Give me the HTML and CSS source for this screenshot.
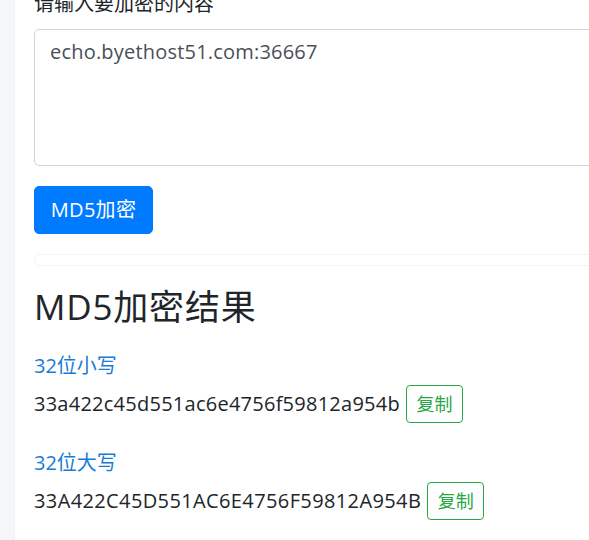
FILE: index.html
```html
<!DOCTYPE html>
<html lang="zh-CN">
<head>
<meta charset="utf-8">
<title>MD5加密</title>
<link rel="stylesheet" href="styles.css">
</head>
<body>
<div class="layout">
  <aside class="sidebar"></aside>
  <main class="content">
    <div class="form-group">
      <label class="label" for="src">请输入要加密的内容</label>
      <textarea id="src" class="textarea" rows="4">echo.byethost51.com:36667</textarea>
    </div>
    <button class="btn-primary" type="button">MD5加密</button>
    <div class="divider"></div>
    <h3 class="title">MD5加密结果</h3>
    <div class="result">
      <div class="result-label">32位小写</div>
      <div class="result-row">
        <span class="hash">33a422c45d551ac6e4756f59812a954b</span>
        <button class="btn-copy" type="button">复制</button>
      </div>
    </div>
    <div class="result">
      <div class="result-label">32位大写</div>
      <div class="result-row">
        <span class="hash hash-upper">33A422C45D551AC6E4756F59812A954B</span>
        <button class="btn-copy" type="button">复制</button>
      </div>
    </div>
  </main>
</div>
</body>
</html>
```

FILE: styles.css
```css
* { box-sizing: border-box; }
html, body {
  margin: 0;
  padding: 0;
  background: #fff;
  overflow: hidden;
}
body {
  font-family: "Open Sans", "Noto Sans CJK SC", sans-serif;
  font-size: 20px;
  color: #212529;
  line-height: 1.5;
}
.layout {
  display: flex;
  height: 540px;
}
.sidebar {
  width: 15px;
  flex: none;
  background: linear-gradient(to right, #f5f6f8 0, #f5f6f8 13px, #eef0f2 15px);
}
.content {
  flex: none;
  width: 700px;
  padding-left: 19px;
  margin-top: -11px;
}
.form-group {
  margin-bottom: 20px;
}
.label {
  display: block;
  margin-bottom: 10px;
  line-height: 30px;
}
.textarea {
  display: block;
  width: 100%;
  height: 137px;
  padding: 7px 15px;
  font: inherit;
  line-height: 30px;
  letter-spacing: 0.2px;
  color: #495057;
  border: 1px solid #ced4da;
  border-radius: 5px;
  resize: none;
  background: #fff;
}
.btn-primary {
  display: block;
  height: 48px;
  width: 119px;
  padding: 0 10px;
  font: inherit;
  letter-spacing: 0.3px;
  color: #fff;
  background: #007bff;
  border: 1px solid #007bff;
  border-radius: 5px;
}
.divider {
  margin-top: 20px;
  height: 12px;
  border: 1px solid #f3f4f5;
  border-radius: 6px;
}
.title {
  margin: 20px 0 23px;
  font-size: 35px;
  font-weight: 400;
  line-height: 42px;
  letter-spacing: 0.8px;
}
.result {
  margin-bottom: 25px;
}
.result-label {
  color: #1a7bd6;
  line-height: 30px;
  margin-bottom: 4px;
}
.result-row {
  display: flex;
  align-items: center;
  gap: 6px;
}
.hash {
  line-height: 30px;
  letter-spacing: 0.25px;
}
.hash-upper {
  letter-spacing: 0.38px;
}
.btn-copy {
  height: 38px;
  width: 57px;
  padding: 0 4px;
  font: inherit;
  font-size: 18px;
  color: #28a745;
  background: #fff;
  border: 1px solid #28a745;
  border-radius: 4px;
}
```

• _DO THIS_
All of the data above should be transcribed verbatim, with pictures omitted.

• _ANSWER FOR THIS EXERCISE_
Give me the HTML and CSS source for this screenshot.
FILE: index.html
```html
<!DOCTYPE html>
<html lang="zh-CN">
<head>
<meta charset="utf-8">
<title>MD5加密</title>
<link rel="stylesheet" href="styles.css">
</head>
<body>
<div class="layout">
  <aside class="sidebar"></aside>
  <main class="content">
    <div class="form-group">
      <label class="label" for="src">请输入要加密的内容</label>
      <textarea id="src" class="textarea" rows="4">echo.byethost51.com:36667</textarea>
    </div>
    <button class="btn-primary" type="button">MD5加密</button>
    <div class="divider"></div>
    <h3 class="title">MD5加密结果</h3>
    <div class="result">
      <div class="result-label">32位小写</div>
      <div class="result-row">
        <span class="hash">33a422c45d551ac6e4756f59812a954b</span>
        <button class="btn-copy" type="button">复制</button>
      </div>
    </div>
    <div class="result">
      <div class="result-label">32位大写</div>
      <div class="result-row">
        <span class="hash hash-upper">33A422C45D551AC6E4756F59812A954B</span>
        <button class="btn-copy" type="button">复制</button>
      </div>
    </div>
  </main>
</div>
</body>
</html>
```

FILE: styles.css
```css
* { box-sizing: border-box; }
html, body {
  margin: 0;
  padding: 0;
  background: #fff;
  overflow: hidden;
}
body {
  font-family: "Open Sans", "Noto Sans CJK SC", sans-serif;
  font-size: 20px;
  color: #212529;
  line-height: 1.5;
}
.layout {
  display: flex;
  height: 540px;
}
.sidebar {
  width: 15px;
  flex: none;
  background: linear-gradient(to right, #f5f6f8 0, #f5f6f8 13px, #eef0f2 15px);
}
.content {
  flex: none;
  width: 700px;
  padding-left: 19px;
  margin-top: -11px;
}
.form-group {
  margin-bottom: 20px;
}
.label {
  display: block;
  margin-bottom: 10px;
  line-height: 30px;
}
.textarea {
  display: block;
  width: 100%;
  height: 137px;
  padding: 7px 15px;
  font: inherit;
  line-height: 30px;
  letter-spacing: 0.2px;
  color: #495057;
  border: 1px solid #ced4da;
  border-radius: 5px;
  resize: none;
  background: #fff;
}
.btn-primary {
  display: block;
  height: 48px;
  width: 119px;
  padding: 0 10px;
  font: inherit;
  letter-spacing: 0.3px;
  color: #fff;
  background: #007bff;
  border: 1px solid #007bff;
  border-radius: 5px;
}
.divider {
  margin-top: 20px;
  height: 12px;
  border: 1px solid #f3f4f5;
  border-radius: 6px;
}
.title {
  margin: 20px 0 23px;
  font-size: 35px;
  font-weight: 400;
  line-height: 42px;
  letter-spacing: 0.8px;
}
.result {
  margin-bottom: 25px;
}
.result-label {
  color: #1a7bd6;
  line-height: 30px;
  margin-bottom: 4px;
}
.result-row {
  display: flex;
  align-items: center;
  gap: 6px;
}
.hash {
  line-height: 30px;
  letter-spacing: 0.25px;
}
.hash-upper {
  letter-spacing: 0.38px;
}
.btn-copy {
  height: 38px;
  width: 57px;
  padding: 0 4px;
  font: inherit;
  font-size: 18px;
  color: #28a745;
  background: #fff;
  border: 1px solid #28a745;
  border-radius: 4px;
}
```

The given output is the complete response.